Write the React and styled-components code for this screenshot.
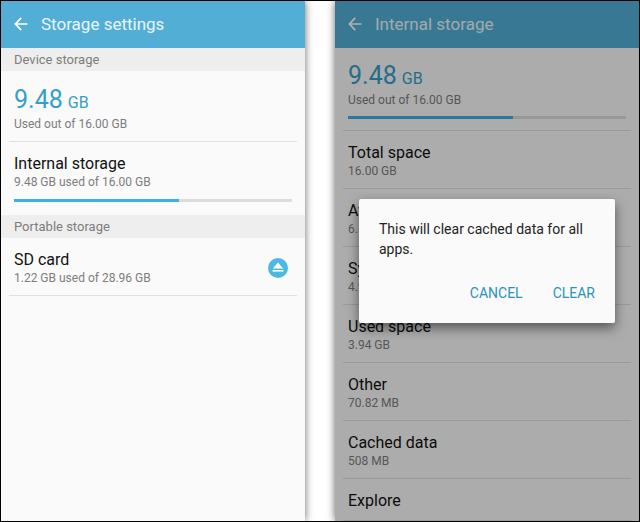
import React from 'react';
import styled, { createGlobalStyle } from 'styled-components';

const details = [
  { name: 'Total space', value: '16.00 GB' },
  { name: 'Available space', value: '6.52 GB' },
  { name: 'System memory', value: '4.97 GB' },
  { name: 'Used space', value: '3.94 GB' },
  { name: 'Other', value: '70.82 MB' },
  { name: 'Cached data', value: '508 MB' },
];

const usedPercent = (9.48 / 16) * 100;

const BackButton = () => (
  <IconButton type="button" aria-label="Back">
    <svg width="14" height="14" viewBox="0 0 14 14" fill="none">
      <path
        d="M13.4 7H1.6M7.2 0.9L1.4 7L7.2 13.1"
        stroke="currentColor"
        strokeWidth="1.7"
      />
    </svg>
  </IconButton>
);

const UsedSpace = () => (
  <>
    <Amount>
      9.48<small>GB</small>
    </Amount>
    <Detail>Used out of 16.00 GB</Detail>
  </>
);

const UsageBar = () => (
  <Track>
    <div style={{ width: `${usedPercent}%` }} />
  </Track>
);

const App = () => {
  return (
    <>
      <GlobalStyle />
      <Page>
        <Screen>
          <Header>
            <BackButton />
            <h1>Storage settings</h1>
          </Header>
          <Section>Device storage</Section>
          <Summary $top={14} $bottom={9}>
            <UsedSpace />
          </Summary>
          <Divider />
          <Row>
            <div>
              <Name>Internal storage</Name>
              <Detail>9.48 GB used of 16.00 GB</Detail>
            </div>
          </Row>
          <BarArea $bottom={13}>
            <UsageBar />
          </BarArea>
          <Section>Portable storage</Section>
          <Row>
            <div>
              <Name>SD card</Name>
              <Detail>1.22 GB used of 28.96 GB</Detail>
            </div>
            <EjectButton type="button" aria-label="Eject SD card">
              <svg width="20" height="20" viewBox="0 0 20 20">
                <circle cx="10" cy="10" r="10" fill="#4bb9e0" />
                <path d="M10 4.6L15.2 10.4H4.8Z" fill="#fff" />
                <rect x="4.6" y="12" width="10.8" height="1.6" fill="#fff" />
              </svg>
            </EjectButton>
          </Row>
          <Divider />
        </Screen>

        <Screen>
          <Header>
            <BackButton />
            <h1>Internal storage</h1>
          </Header>
          <Summary $top={13} $bottom={8}>
            <UsedSpace />
          </Summary>
          <BarArea $bottom={11}>
            <UsageBar />
          </BarArea>
          <Divider />
          {details.map((item) => (
            <React.Fragment key={item.name}>
              <Row>
                <div>
                  <Name>{item.name}</Name>
                  <Detail>{item.value}</Detail>
                </div>
              </Row>
              <Divider />
            </React.Fragment>
          ))}
          <Row>
            <Name>Explore</Name>
          </Row>
          <Divider />
          <Overlay>
            <Dialog role="dialog" aria-modal="true">
              <p>This will clear cached data for all apps.</p>
              <Actions>
                <ActionButton type="button">CANCEL</ActionButton>
                <ActionButton type="button">CLEAR</ActionButton>
              </Actions>
            </Dialog>
          </Overlay>
        </Screen>
      </Page>
    </>
  );
};

const GlobalStyle = createGlobalStyle`
  * {
    box-sizing: border-box;
  }
  body {
    margin: 0;
    background-color: #fff;
    font-family: Roboto, 'Liberation Sans', sans-serif;
  }
  h1, h2, h3, p {
    margin: 0;
    font-weight: normal;
  }
  button {
    border: none;
    padding: 0;
    background: none;
    font-family: inherit;
    cursor: pointer;
  }
`;

const Page = styled.main`
  display: grid;
  grid-template-columns: 1fr 1fr;
  gap: 30px;
  min-height: 100vh;
  overflow: hidden;
  border: 1px solid #000;
`;

const Screen = styled.section`
  position: relative;
  background-color: #fafafa;
  box-shadow: 0 0 8px rgba(0, 0, 0, 0.6);
`;

const Header = styled.header`
  display: flex;
  align-items: center;
  gap: 13px;
  height: 47px;
  padding: 0 13px 2px;
  background-color: #52aed5;
  color: #e9f6fc;
  h1 {
    font-size: 17px;
    line-height: 20px;
  }
`;

const IconButton = styled.button`
  display: flex;
  color: #fff;
`;

const Section = styled.h2`
  padding: 2px 13px 1px;
  background-color: #eeeeee;
  color: #7d7d7d;
  font-size: 13px;
  line-height: 20px;
`;

const Summary = styled.div`
  padding: ${(props) => props.$top}px 13px ${(props) => props.$bottom}px;
`;

const Amount = styled.p`
  display: flex;
  align-items: baseline;
  gap: 5px;
  padding-bottom: 1px;
  color: #359fc8;
  font-size: 25px;
  line-height: 30px;
  small {
    font-size: 16px;
    line-height: 16px;
  }
`;

const Row = styled.div`
  display: flex;
  align-items: center;
  justify-content: space-between;
  padding: 12px 17px 9px 13px;
`;

const Name = styled.h3`
  color: #111;
  font-size: 16px;
  line-height: 20px;
`;

const Detail = styled.p`
  color: #7d7d7d;
  font-size: 12px;
  line-height: 16px;
`;

const Divider = styled.hr`
  height: 1px;
  margin: 0 8px;
  border: none;
  background-color: #e0e0e0;
`;

const BarArea = styled.div`
  padding: 0 13px ${(props) => props.$bottom}px;
`;

const Track = styled.div`
  height: 3px;
  background-color: #dcdcdc;
  div {
    height: 100%;
    background-color: #3cb1e0;
  }
`;

const EjectButton = styled.button`
  display: flex;
`;

const Overlay = styled.div`
  position: absolute;
  inset: 0;
  display: flex;
  align-items: center;
  justify-content: center;
  padding: 24px;
  background-color: rgba(0, 0, 0, 0.31);
`;

const Dialog = styled.div`
  width: 100%;
  padding: 20px;
  border-radius: 2px;
  background-color: #fafafa;
  box-shadow: 0 5px 12px rgba(0, 0, 0, 0.5);
  color: #222;
  font-size: 14px;
  line-height: 20px;
`;

const Actions = styled.div`
  display: flex;
  justify-content: flex-end;
  gap: 30px;
  padding-top: 24px;
`;

const ActionButton = styled.button`
  color: #2a93ba;
  font-size: 14px;
  line-height: 20px;
`;

export default App;
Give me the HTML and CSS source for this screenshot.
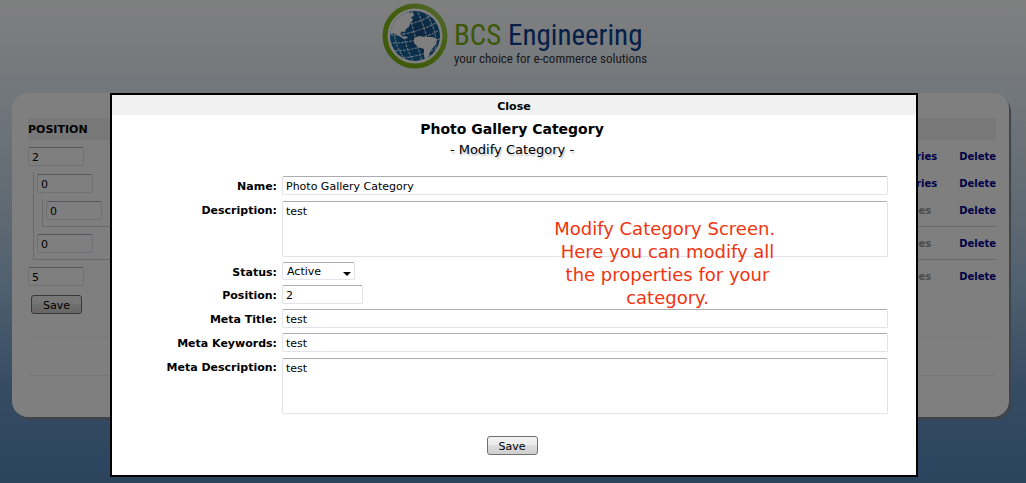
FILE: index.html
```html
<!DOCTYPE html>
<html lang="en">
<head>
  <meta charset="UTF-8" />
  <meta name="viewport" content="width=device-width, initial-scale=1.0"/>
  <title>Photo Gallery Category | BCS Engineering</title>
  <link rel="stylesheet" href="styles.css">
</head>
<body>

  <header class="header">
    <svg class="logo" width="264" height="74" viewBox="0 0 264 74" role="img" aria-label="BCS Engineering">
      <defs>
        <radialGradient id="sea" cx="60%" cy="45%" r="60%">
          <stop offset="0" stop-color="#1d4a80"/>
          <stop offset="1" stop-color="#146aa4"/>
        </radialGradient>
        <linearGradient id="ring" x1="0" y1="1" x2="1" y2="0">
          <stop offset="0" stop-color="#78b010"/>
          <stop offset="0.6" stop-color="#86bc20"/>
          <stop offset="1" stop-color="#aed468"/>
        </linearGradient>
        <clipPath id="ball"><circle cx="34" cy="36" r="25"/></clipPath>
      </defs>
      <circle cx="34" cy="36" r="30" fill="#fff" stroke="url(#ring)" stroke-width="5"/>
      <circle cx="34" cy="36" r="25" fill="url(#sea)"/>
      <g clip-path="url(#ball)">
        <g fill="none" stroke="#dce8f2" stroke-width="1" stroke-dasharray="3 1" transform="rotate(-15 34 36)">
          <path d="M9 20q25 6 50 0M7 28q27 7 54 0M7 36q27 8 54 0M7 44q27 8 54 0M9 52q25 7 50 0M14 59q20 4 40 0"/>
          <path d="M34 10v52M26 10q-6 26 0 52M42 10q6 26 0 52M20 12q-12 24 0 48M48 12q12 24 0 48"/>
        </g>
        <path d="M5 32V14L24 8l3 5 5-1 1 4-3 1 2 3-3 3-1 4-3 2-1 3-3-1-2 3 3 3 3-1 2 2-4 1-5-3-5-3-5 2z" fill="#fff"/>
        <path d="M33 38l5-2 6 1 8 0 4 2-1 5-3 4-3 3-2 7-3 2-1-5 0-6-6-2-4-4z" fill="#fff"/>
      </g>
      <text class="logo-name" x="73" y="45"><tspan class="logo-bcs">BCS</tspan> Engineering</text>
      <text class="logo-tagline" x="73" y="63">your choice for e-commerce solutions</text>
    </svg>
  </header>

  <main class="panel">
    <div class="list-head">POSITION</div>
    <ul class="tree">
      <li>
        <div class="row">
          <input class="field pos" type="text" value="2" aria-label="Position">
          <a class="sub" href="#">Categories</a><a href="#">Delete</a>
        </div>
        <ul>
          <li>
            <div class="row">
              <input class="field pos" type="text" value="0" aria-label="Position">
              <a class="sub" href="#">Categories</a><a href="#">Delete</a>
            </div>
            <ul>
              <li>
                <div class="row">
                  <input class="field pos" type="text" value="0" aria-label="Position">
                  <span class="sub off">Images</span><a href="#">Delete</a>
                </div>
              </li>
            </ul>
          </li>
          <li>
            <div class="row">
              <input class="field pos" type="text" value="0" aria-label="Position">
              <span class="sub off">Images</span><a href="#">Delete</a>
            </div>
          </li>
        </ul>
      </li>
      <li>
        <div class="row">
          <input class="field pos" type="text" value="5" aria-label="Position">
          <span class="sub off">Images</span><a href="#">Delete</a>
        </div>
      </li>
    </ul>
    <button class="btn list-save" type="button">Save</button>
    <hr>
    <hr>
  </main>

  <div class="overlay">
    <div class="modal" role="dialog" aria-labelledby="modalTitle">
      <button class="close" type="button">Close</button>

      <div class="content">
        <h1 id="modalTitle">Photo Gallery Category</h1>
        <p class="subtitle">- Modify Category -</p>

        <form class="form">
          <label for="name">Name:</label>
          <input class="field" id="name" type="text" value="Photo Gallery Category">

          <label for="description">Description:</label>
          <textarea class="field" id="description">test</textarea>

          <label for="status">Status:</label>
          <div class="select-wrap">
            <select class="field" id="status">
              <option>Active</option>
              <option>Inactive</option>
            </select>
          </div>

          <label for="position">Position:</label>
          <input class="field short" id="position" type="text" value="2">

          <label for="metaTitle">Meta Title:</label>
          <input class="field" id="metaTitle" type="text" value="test">

          <label for="metaKeywords">Meta Keywords:</label>
          <input class="field" id="metaKeywords" type="text" value="test">

          <label for="metaDescription">Meta Description:</label>
          <textarea class="field" id="metaDescription">test</textarea>
        </form>

        <button class="btn modal-save" type="button">Save</button>
      </div>

      <p class="note">Modify Category Screen.<br>&nbsp;Here you can modify all<br>&nbsp;the properties for your<br>&nbsp;category.</p>
    </div>
  </div>

</body>
</html>
```
FILE: styles.css
```css
* {
  box-sizing: border-box;
}

body {
  margin: 0;
  min-height: 100vh;
  position: relative;
  font-family: Verdana, "DejaVu Sans", sans-serif;
  font-size: 11px;
  color: #000;
  background: linear-gradient(#ffffff 0%, #e6f0f8 18%, #c8dae8 38%, #a4c2de 58%, #6c98c6 80%, #5888bc 100%);
}

.header {
  height: 93px;
  text-align: center;
}

.logo {
  display: block;
  margin: 0 auto;
  overflow: visible;
}

.logo-name, .logo-tagline {
  font-family: "Roboto Condensed", Roboto, "Liberation Sans", sans-serif;
}

.logo-name {
  font-size: 29px;
  fill: #0a3f90;
}

.logo-bcs {
  fill: #78b010;
}

.logo-tagline {
  font-size: 13px;
  fill: #333;
}

/* category list */
.panel {
  margin: 0 17px 0 12px;
  padding: 25px 13px 41px 16px;
  background: #fff;
  border-radius: 16px;
  box-shadow: 2px 3px 1px #7c8894;
}

.list-head {
  height: 22px;
  line-height: 24px;
  margin-bottom: 5px;
  background: #f1f1f1;
  font-weight: bold;
}

.tree, .tree ul {
  list-style: none;
  margin: 0;
  padding: 0;
}

.tree ul {
  margin: 4px 0 5px 5px;
  padding: 0 0 4px 3px;
  border-left: 1px solid #d4d4d4;
  border-bottom: 1px solid #d4d4d4;
}

.row {
  display: flex;
  align-items: center;
  height: 23px;
  font-size: 10px;
  font-weight: bold;
}

.row a {
  color: #00008b;
  text-decoration: none;
}

.row .sub {
  margin-left: auto;
  margin-right: 22px;
}

.row .off {
  color: #999;
  margin-right: 28px;
}

.field {
  width: 100%;
  height: 19px;
  margin: 0;
  padding: 1px 3px 0;
  border: 1px solid #e2e3ea;
  border-top-color: #abadb3;
  border-radius: 2px;
  background: #fff;
  color: #000;
  font: 11px Verdana, "DejaVu Sans", sans-serif;
}

.pos {
  width: 56px;
}

.btn {
  height: 19px;
  width: 51px;
  padding: 1px 0 0;
  border: 1px solid #707070;
  border-radius: 3px;
  background: linear-gradient(#f2f2f2 0%, #ebebeb 50%, #dddddd 50%, #cfcfcf 100%);
  color: #000;
  font: 11px Verdana, "DejaVu Sans", sans-serif;
}

.list-save {
  display: block;
  margin: 7px 0 0 3px;
}

hr {
  margin: 23px 0 0;
  border: 0;
  border-top: 1px solid #f0f0f0;
}

hr + hr {
  margin-top: 37px;
}

/* modal */
.overlay {
  position: absolute;
  top: 0;
  right: 0;
  bottom: 0;
  left: 0;
  padding: 93px 108px 0 110px;
  background: rgba(0,0,0,0.5);
}

.modal {
  position: relative;
  padding-bottom: 20px;
  border: 2px solid #000;
  background: #fff;
  text-align: center;
}

.close {
  display: block;
  width: 100%;
  height: 20px;
  padding: 2px 0 0;
  border: 0;
  background: #f1f1f1;
  color: #000;
  font: bold 11px Verdana, "DejaVu Sans", sans-serif;
}

.content {
  padding-right: 4px;
}

h1 {
  margin: 5px 0 4px;
  font-size: 14px;
  line-height: 18px;
}

.subtitle {
  margin: 0 0 18px;
  font-size: 13px;
  line-height: 16px;
  text-shadow: 1px 2px 2px #bbb;
}

.form {
  display: grid;
  grid-template-columns: 165px 1fr;
  gap: 5px;
  padding-right: 24px;
}

.form label {
  line-height: 22px;
  height: 18px;
  text-align: right;
  font-weight: bold;
}

.form textarea {
  display: block;
  height: 56px;
  margin-top: 1px;
  padding: 3px;
  resize: none;
}

.form .short {
  width: 81px;
}

.select-wrap {
  position: relative;
  width: 73px;
  height: 18px;
}

.select-wrap select {
  display: block;
  height: 18px;
  padding: 1px 4px 0;
  appearance: none;
}

.select-wrap::after {
  content: "";
  position: absolute;
  right: 4px;
  top: 10px;
  border: 4px solid transparent;
  border-top-color: #000;
  border-bottom: 0;
  pointer-events: none;
}

.modal-save {
  display: block;
  margin: 22px auto 0;
}

.note {
  position: absolute;
  top: 122px;
  left: 55%;
  margin: 0;
  color: #f0340f;
  font-size: 18px;
  line-height: 23px;
  white-space: nowrap;
}
```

========================================================================

Request
Exactly restate the lines from the beginning of the data through the line with "const usedPercent = (9.48 / 16) * 100;", and no others, keeping pictures out.

Response to this exercise
Write the React and styled-components code for this screenshot.
import React from 'react';
import styled, { createGlobalStyle } from 'styled-components';

const details = [
  { name: 'Total space', value: '16.00 GB' },
  { name: 'Available space', value: '6.52 GB' },
  { name: 'System memory', value: '4.97 GB' },
  { name: 'Used space', value: '3.94 GB' },
  { name: 'Other', value: '70.82 MB' },
  { name: 'Cached data', value: '508 MB' },
];

const usedPercent = (9.48 / 16) * 100;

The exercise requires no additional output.